The Technological Solution vs. The Privacy Paradox
Advancements in Computed Tomography (CT) scanners and Biometric Identity Management offer a path to doubling throughput by removing the need for "divestiture." If a passenger does not have to remove electronics or liquids, the time spent at the bin decreases by roughly 40%.
However, the implementation of these technologies introduces a new set of risks:
- Capex Cycles: The hardware is prohibitively expensive. Small and mid-sized airports cannot justify the capital expenditure without federal subsidies, leading to a "Two-Tier" security experience where hub airports move fast while regional feeders remain bottlenecks.
- The Biometric Ceiling: Facial recognition and automated gate systems can process identity in seconds, but they rely on centralized databases. System outages or data latency can lead to a "Hard Stop" in processing, which is far more disruptive than a slow-moving human line.
- False Positive Rates: Advanced AI screening algorithms often have higher sensitivity, leading to more "secondary searches." If the secondary search area is not staffed to handle the increased hit rate of the new machines, the technology actually decreases total system speed.
The Strategic Path Forward
Airlines and airport authorities must move away from the "Crisis-Reaction" cycle and toward a Predictive Resource Allocation model.

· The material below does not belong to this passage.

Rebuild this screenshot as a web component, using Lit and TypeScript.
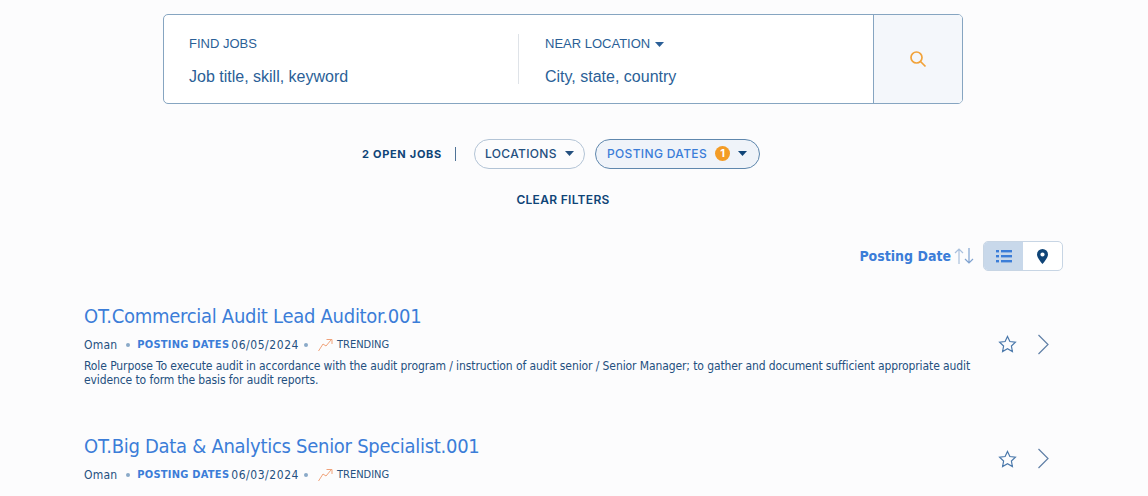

First, the integration of real-time "Day of Operation" data is mandatory. Airlines possess the precise arrival times of every passenger via mobile app check-ins and GPS data. Sharing this anonymized data with security agencies would allow for "Pre-emptive Staffing," where lanes are opened thirty minutes before a surge hits the terminal, rather than thirty minutes after the line has reached the entrance.
Second, the industry must shift toward a Segmented Risk Model. Programs like PreCheck and Global Entry move the "Security Burden" from the physical checkpoint to the background check. Expanding these programs is the only way to reduce the physical volume of screening required.
Third, the physical layout of the "Re-composition Zone" must be prioritized. Throughput is currently limited by how fast a person can put their shoes back on. Expanding the space after the X-ray machine—not just the space before it—removes the most common mechanical stop in the entire system.
The resolution of the security bottleneck requires a shift in perspective: viewing the checkpoint not as a government-mandated hurdle, but as a critical node in a high-speed logistics network. Until security is managed with the same data-driven rigor as flight operations, the line will continue to grow in direct proportion to the industry's success.
Invest in decentralized biometric verification and advocate for the immediate expansion of the post-screening floor plan to decouple passenger movement from baggage retrieval speed.